--- Start of Data excerpt ---
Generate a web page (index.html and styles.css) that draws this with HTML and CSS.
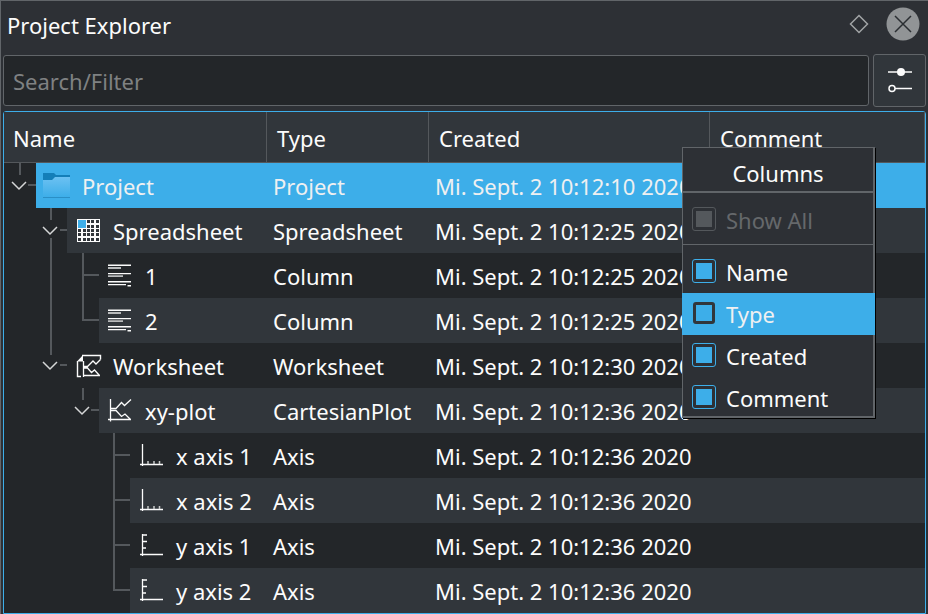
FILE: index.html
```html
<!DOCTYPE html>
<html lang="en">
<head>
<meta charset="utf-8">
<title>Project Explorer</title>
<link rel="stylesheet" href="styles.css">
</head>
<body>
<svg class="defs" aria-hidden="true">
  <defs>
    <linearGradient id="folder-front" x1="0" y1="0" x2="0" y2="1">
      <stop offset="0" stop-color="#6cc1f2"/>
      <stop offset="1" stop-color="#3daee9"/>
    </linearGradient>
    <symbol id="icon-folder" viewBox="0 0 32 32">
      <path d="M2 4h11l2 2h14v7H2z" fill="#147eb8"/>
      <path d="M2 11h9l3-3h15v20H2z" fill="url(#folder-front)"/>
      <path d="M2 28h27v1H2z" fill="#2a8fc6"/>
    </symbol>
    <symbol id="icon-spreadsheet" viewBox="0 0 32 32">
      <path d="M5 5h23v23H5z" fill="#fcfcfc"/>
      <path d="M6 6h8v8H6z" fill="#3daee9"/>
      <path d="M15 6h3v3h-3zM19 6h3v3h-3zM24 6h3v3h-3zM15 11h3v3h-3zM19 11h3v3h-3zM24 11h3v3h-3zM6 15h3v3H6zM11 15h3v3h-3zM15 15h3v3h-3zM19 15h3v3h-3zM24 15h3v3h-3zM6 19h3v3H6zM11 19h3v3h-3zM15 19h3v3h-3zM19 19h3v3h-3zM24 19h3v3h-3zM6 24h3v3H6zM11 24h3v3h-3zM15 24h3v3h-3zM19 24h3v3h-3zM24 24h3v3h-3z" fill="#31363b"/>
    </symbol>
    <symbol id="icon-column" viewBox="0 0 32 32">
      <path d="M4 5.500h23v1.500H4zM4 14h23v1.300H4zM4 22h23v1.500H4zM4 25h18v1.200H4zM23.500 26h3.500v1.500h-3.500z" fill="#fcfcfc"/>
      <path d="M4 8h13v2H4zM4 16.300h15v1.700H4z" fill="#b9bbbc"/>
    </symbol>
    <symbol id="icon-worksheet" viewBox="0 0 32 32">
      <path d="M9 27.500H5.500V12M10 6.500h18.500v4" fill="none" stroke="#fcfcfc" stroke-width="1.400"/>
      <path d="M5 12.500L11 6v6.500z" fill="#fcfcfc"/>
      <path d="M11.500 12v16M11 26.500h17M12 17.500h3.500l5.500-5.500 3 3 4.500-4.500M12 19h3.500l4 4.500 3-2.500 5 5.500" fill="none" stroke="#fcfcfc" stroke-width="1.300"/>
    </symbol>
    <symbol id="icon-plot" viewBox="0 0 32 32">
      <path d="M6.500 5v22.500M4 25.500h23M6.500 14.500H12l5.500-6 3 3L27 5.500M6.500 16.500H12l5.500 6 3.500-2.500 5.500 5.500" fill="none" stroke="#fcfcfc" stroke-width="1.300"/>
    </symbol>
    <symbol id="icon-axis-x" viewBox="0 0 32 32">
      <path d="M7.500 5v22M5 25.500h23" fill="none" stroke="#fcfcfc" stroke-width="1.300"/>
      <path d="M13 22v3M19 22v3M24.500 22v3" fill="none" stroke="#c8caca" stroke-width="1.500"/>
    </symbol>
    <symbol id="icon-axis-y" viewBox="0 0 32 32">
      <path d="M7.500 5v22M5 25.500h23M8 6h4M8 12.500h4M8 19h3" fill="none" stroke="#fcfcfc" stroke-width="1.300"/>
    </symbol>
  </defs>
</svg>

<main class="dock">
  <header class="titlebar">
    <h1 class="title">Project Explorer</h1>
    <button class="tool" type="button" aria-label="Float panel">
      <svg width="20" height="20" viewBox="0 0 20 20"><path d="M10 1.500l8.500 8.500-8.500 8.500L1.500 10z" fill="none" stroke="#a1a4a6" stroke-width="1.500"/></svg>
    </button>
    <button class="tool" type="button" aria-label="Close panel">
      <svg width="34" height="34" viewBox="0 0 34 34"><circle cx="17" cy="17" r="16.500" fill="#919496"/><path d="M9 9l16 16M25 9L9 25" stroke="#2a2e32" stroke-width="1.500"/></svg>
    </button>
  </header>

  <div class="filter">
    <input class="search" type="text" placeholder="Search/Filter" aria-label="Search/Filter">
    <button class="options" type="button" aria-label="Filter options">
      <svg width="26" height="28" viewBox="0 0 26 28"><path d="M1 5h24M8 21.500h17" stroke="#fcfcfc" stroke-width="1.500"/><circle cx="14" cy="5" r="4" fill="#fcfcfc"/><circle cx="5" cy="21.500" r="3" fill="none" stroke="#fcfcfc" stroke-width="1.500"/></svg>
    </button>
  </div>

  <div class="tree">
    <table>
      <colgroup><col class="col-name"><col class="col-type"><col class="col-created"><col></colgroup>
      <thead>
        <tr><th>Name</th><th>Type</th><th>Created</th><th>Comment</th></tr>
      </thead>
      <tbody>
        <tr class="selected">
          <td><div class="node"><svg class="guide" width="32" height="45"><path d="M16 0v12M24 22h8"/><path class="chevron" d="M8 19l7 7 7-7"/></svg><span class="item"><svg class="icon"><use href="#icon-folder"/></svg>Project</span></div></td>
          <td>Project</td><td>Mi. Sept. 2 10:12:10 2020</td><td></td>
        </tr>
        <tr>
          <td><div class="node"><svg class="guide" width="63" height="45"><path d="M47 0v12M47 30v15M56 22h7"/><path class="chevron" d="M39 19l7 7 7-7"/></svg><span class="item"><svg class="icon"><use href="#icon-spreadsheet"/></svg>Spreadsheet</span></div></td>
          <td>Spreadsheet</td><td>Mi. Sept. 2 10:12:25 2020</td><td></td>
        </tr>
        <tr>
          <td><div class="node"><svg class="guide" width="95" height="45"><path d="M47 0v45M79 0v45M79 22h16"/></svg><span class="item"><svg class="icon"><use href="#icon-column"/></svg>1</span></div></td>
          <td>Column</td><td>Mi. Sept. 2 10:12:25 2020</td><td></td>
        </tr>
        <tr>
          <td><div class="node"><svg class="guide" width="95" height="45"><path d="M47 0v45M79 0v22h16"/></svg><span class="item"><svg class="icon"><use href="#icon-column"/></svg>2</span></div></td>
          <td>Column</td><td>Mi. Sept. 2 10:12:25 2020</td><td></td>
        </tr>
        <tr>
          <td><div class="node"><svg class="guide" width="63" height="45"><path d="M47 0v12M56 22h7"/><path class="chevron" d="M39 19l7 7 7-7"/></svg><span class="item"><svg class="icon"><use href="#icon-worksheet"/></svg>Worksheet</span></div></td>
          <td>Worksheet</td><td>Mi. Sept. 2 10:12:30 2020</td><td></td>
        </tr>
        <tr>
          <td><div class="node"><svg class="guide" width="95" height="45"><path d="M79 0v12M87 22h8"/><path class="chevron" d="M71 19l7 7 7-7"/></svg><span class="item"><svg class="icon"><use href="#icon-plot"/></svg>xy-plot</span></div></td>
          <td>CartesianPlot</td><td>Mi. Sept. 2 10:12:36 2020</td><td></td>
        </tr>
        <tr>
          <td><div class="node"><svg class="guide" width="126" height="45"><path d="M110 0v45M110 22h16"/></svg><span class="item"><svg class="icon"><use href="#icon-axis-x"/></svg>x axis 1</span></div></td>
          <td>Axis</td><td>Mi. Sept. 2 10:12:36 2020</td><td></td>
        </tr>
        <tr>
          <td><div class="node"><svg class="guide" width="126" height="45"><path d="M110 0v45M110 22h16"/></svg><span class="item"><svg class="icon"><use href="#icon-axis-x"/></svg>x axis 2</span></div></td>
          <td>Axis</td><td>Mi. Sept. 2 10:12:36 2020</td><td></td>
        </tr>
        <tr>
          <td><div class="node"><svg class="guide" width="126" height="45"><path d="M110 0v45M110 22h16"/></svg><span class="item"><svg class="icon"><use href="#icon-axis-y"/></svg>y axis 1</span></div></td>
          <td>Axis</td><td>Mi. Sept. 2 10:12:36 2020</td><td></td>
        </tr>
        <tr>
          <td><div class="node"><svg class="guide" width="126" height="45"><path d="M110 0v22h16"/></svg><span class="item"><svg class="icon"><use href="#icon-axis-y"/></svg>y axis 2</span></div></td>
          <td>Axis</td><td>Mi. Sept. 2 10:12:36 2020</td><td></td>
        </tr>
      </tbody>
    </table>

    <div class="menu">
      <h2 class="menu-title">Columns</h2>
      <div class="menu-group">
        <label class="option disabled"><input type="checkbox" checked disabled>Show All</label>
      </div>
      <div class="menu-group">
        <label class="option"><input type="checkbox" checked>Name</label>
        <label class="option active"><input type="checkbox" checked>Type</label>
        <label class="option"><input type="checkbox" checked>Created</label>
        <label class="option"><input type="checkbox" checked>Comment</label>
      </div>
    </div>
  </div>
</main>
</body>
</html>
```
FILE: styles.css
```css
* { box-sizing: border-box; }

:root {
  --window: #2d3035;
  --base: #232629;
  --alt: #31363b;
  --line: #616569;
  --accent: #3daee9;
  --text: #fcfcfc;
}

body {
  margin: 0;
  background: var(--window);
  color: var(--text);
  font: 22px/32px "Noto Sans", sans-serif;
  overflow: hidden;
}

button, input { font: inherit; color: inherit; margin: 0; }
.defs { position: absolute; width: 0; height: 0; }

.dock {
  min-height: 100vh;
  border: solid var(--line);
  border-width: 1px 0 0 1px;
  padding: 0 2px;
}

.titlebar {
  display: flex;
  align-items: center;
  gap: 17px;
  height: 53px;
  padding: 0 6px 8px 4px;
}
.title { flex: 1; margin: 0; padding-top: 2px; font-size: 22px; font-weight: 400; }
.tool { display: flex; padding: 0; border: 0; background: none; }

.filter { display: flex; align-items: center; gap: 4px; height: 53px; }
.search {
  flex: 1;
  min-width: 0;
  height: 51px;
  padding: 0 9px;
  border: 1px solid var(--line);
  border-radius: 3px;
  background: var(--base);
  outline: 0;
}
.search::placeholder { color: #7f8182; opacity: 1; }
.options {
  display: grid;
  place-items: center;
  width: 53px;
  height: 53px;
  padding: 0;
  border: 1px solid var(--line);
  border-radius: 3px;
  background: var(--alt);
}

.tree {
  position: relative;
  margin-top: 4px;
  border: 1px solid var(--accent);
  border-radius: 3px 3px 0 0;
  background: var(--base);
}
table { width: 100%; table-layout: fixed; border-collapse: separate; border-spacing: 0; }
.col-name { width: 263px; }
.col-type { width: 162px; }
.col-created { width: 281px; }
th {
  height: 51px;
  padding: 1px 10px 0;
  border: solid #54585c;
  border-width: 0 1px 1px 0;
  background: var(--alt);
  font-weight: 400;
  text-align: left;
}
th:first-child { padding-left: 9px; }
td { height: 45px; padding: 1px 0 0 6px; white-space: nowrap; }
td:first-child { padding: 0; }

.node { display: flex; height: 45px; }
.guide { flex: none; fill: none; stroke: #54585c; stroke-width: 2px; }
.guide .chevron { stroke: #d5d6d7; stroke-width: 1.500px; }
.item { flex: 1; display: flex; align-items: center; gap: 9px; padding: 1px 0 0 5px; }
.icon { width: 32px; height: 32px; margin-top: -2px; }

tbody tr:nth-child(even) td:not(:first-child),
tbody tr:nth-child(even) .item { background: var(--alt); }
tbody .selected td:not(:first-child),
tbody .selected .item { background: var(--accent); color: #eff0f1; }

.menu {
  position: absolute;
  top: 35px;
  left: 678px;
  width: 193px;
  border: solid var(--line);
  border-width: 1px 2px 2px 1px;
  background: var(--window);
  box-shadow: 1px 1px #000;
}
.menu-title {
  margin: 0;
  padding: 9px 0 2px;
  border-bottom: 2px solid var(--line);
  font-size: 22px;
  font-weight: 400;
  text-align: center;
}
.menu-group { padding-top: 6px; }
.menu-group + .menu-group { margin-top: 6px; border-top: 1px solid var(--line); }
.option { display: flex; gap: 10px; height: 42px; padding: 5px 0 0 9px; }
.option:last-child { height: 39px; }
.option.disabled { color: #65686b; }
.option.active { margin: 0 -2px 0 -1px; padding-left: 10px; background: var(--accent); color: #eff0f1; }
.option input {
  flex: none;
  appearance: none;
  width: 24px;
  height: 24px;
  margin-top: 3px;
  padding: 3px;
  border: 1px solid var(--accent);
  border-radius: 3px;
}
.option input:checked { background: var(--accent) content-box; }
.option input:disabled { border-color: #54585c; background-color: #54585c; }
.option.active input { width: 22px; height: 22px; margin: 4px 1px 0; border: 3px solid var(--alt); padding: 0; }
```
--- End of Data excerpt ---
§ Given request:
The lines to collect are those holding the string "styles"; copy them all.

§ The response:
Generate a web page (index.html and styles.css) that draws this with HTML and CSS.
<link rel="stylesheet" href="styles.css">
FILE: styles.css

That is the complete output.